The lines between RJ45 and transformer need 1500V isolation to the rest of the world, the lines to the PHY do not. Just think about running long 1500V isolated lines over a crowded PCB... Arie
Arie de Muynck wrote:

> > "ericbogomolny" ... >> Hello, >> I have seen in several layout guidelines that the Ethernet transformer >> should be placed as close to the RJ-45 connector as possible, while the >> close placement of a PHY to the transformer is not as critical. Why is >> that? It seems counter-intuitive: I would think that the PHY should as >> close to the transformer as possible, while the lines between the >> transformer and the RJ-45 are just differential pairs and, thus, are not >> much different from the CAT5 cable.

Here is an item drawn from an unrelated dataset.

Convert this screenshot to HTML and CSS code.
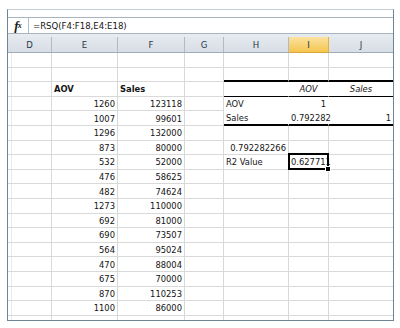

So, why is the close placement of >> the transformer to the RJ-45 is more critical than the close placement of >> the PHY to the transformer? > > The lines between RJ45 and transformer need 1500V isolation to the rest of > the world, the lines to the PHY do not. Just think about running long > 1500V isolated lines over a crowded PCB... > > Arie
Correct - another similar issue is 3 phase. If one end of the ethernet was powered up by one phase, and the other receiving end was on a different phase, you can get minute leakage and 415 volts. You don't want that all over your system.